Code that builds pages ->
——
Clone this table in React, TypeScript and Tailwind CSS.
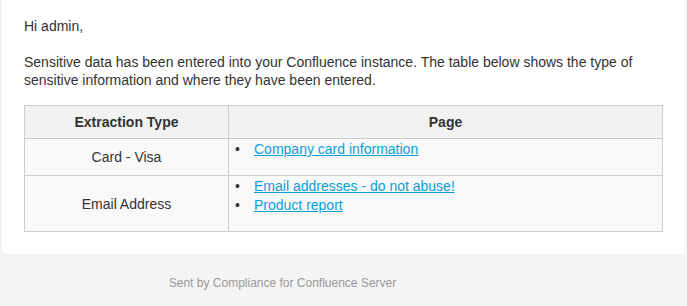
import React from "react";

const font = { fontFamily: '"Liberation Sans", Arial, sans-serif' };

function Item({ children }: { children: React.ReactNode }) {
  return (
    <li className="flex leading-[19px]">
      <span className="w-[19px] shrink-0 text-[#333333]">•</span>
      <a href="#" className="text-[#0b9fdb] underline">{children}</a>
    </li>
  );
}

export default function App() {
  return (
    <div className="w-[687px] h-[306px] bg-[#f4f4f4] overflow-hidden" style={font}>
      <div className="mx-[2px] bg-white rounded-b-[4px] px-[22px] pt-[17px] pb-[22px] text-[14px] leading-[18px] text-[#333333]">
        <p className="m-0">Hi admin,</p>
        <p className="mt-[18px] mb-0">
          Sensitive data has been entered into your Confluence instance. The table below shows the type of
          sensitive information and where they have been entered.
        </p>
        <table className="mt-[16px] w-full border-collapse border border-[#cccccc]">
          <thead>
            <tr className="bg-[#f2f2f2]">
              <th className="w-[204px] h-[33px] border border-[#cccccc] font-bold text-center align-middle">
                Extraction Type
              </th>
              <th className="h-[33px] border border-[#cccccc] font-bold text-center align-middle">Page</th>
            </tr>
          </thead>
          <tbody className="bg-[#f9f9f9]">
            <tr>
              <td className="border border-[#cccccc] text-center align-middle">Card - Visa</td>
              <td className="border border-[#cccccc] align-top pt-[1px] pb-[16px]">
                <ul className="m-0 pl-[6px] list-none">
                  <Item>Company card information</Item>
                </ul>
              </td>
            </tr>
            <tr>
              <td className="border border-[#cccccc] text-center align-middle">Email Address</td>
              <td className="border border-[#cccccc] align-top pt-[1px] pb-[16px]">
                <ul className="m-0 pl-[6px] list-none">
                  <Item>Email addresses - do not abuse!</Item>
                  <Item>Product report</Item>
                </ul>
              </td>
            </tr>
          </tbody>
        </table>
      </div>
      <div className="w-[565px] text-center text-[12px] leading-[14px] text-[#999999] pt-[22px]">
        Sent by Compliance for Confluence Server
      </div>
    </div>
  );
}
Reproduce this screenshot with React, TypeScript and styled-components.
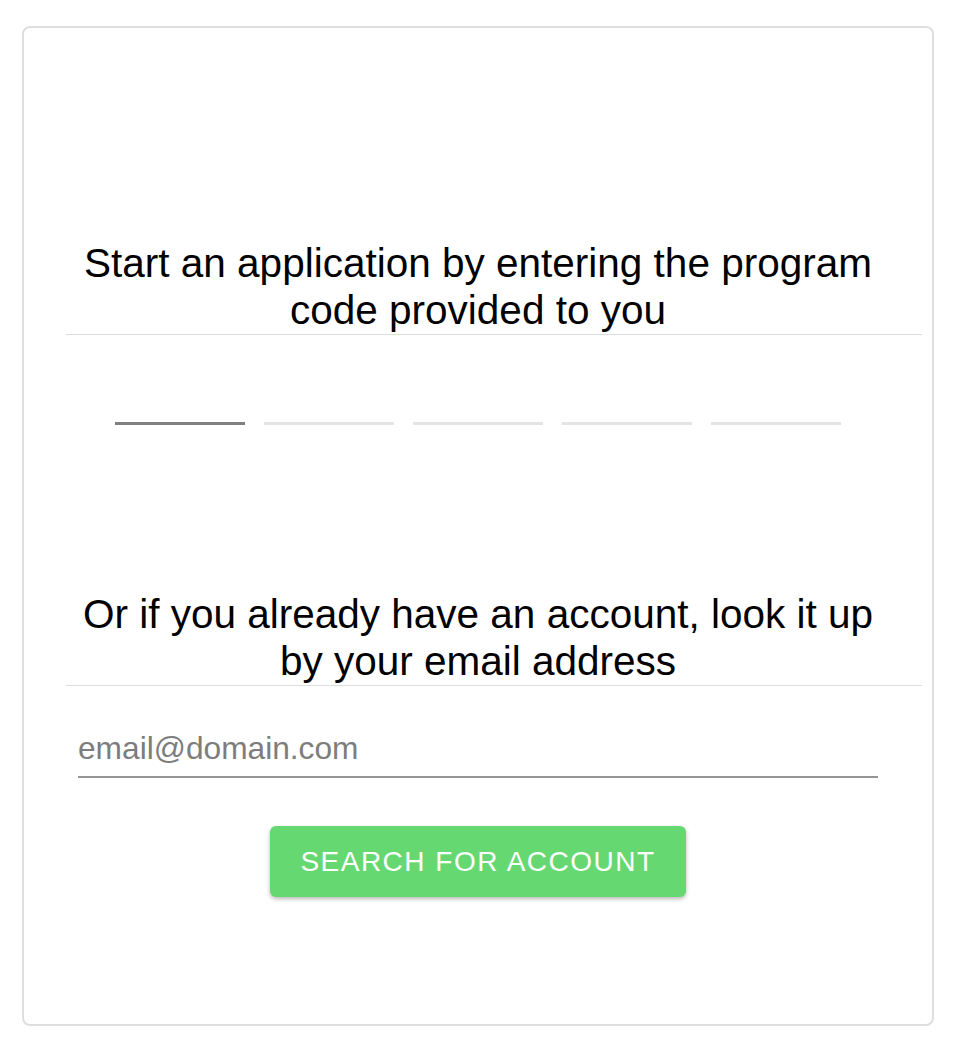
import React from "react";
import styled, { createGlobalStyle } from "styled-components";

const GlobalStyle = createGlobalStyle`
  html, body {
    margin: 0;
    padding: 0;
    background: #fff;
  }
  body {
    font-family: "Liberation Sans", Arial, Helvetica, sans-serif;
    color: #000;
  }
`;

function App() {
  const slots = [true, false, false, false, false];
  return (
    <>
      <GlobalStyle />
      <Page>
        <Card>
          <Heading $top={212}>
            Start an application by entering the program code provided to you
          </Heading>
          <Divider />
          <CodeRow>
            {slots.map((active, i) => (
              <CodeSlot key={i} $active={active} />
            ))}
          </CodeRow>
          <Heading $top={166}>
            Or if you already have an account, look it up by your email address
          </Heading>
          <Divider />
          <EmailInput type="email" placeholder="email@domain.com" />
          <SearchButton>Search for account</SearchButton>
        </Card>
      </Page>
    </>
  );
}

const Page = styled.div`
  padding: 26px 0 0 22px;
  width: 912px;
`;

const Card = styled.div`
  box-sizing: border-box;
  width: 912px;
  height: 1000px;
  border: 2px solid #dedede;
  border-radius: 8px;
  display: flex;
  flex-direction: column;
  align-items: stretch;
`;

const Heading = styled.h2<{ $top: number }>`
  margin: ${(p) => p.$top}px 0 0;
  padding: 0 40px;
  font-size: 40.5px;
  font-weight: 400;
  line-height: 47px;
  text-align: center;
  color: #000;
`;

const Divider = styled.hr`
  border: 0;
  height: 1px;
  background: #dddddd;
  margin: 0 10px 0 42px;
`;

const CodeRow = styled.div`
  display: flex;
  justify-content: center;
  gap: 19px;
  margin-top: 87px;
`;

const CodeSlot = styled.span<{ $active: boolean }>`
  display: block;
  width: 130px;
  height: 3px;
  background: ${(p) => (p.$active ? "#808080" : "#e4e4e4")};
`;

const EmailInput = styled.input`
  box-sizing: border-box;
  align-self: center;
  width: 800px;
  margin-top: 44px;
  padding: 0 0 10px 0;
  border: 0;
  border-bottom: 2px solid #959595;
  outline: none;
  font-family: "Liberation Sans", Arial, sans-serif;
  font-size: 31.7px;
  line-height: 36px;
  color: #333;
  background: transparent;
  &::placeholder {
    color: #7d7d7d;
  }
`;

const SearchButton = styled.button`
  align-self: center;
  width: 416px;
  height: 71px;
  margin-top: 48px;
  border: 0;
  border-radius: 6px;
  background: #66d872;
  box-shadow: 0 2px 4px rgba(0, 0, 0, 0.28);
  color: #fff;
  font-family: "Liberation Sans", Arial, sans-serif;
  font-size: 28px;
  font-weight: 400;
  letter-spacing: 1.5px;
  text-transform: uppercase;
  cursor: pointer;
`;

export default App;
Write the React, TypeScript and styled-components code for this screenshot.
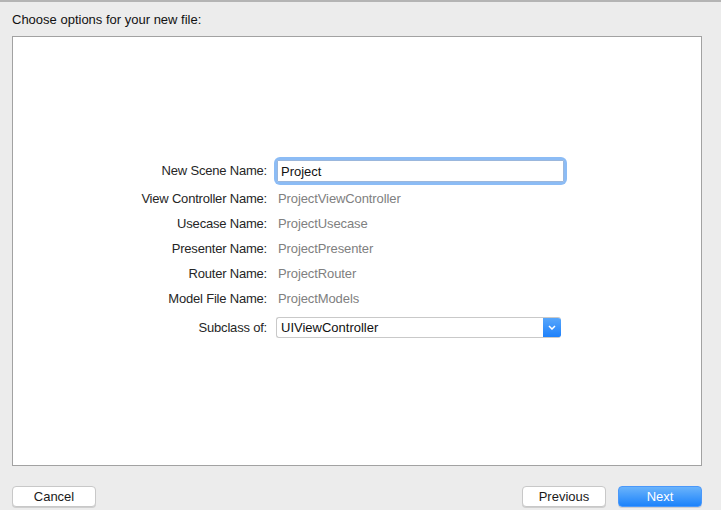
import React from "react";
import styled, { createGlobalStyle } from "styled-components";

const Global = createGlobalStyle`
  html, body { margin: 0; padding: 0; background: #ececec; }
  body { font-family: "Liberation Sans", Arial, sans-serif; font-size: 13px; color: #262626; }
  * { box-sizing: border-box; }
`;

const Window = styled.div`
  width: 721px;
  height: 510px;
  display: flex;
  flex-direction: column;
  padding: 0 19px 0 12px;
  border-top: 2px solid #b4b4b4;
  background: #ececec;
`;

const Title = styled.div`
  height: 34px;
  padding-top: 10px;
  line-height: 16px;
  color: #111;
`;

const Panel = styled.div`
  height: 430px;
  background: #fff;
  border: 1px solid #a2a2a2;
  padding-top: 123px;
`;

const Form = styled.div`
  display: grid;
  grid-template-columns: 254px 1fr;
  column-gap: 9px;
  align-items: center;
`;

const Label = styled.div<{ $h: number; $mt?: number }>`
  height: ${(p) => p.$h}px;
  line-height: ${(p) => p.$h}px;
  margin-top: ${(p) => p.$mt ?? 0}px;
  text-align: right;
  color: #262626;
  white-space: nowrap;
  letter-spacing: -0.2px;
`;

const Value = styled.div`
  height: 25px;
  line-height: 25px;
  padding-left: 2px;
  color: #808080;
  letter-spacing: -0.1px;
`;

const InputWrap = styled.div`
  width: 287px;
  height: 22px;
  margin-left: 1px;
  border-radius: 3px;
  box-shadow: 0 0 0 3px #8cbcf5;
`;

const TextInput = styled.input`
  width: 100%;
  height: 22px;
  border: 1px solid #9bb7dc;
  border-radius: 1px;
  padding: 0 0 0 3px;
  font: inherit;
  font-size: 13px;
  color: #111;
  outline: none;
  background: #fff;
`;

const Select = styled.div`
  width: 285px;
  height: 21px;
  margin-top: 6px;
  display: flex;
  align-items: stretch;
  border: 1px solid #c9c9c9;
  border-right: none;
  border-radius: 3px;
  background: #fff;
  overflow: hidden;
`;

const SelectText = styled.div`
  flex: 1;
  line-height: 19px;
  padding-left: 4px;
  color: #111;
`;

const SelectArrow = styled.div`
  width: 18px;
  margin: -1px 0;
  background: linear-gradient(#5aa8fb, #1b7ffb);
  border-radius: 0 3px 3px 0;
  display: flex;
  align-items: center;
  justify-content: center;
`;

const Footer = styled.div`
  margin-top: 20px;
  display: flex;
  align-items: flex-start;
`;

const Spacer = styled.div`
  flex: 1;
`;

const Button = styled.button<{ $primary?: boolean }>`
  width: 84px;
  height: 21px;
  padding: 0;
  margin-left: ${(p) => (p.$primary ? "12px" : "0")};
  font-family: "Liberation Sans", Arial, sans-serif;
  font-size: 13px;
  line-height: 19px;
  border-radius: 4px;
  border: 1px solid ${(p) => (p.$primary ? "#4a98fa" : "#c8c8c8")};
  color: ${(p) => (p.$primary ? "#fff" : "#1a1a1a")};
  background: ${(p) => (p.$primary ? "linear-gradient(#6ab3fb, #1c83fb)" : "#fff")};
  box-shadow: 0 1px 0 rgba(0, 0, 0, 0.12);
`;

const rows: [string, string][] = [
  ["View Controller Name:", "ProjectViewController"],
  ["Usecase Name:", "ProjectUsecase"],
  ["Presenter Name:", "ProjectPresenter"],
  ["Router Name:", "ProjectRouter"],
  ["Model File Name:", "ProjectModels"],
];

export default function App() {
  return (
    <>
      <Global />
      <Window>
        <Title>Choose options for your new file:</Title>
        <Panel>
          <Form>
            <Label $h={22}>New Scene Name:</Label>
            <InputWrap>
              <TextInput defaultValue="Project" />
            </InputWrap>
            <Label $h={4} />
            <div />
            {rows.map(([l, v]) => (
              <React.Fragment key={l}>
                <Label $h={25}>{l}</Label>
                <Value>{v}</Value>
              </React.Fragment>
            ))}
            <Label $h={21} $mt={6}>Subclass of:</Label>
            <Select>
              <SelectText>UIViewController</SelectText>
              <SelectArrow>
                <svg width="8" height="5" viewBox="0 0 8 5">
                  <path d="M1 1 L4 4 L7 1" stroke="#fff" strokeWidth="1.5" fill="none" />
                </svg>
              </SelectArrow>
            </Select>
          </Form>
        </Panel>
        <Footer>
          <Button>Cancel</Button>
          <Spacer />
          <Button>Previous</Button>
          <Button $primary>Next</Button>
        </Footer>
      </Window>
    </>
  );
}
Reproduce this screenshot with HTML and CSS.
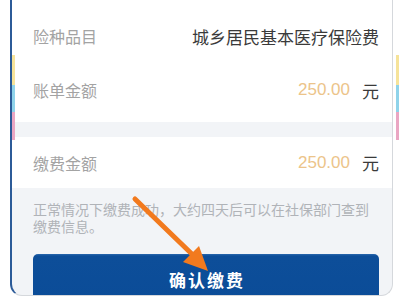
——
Job -> Only a number is wanted here: how many lines in the data above include the string "TypeScript"?

Exercise output -> 3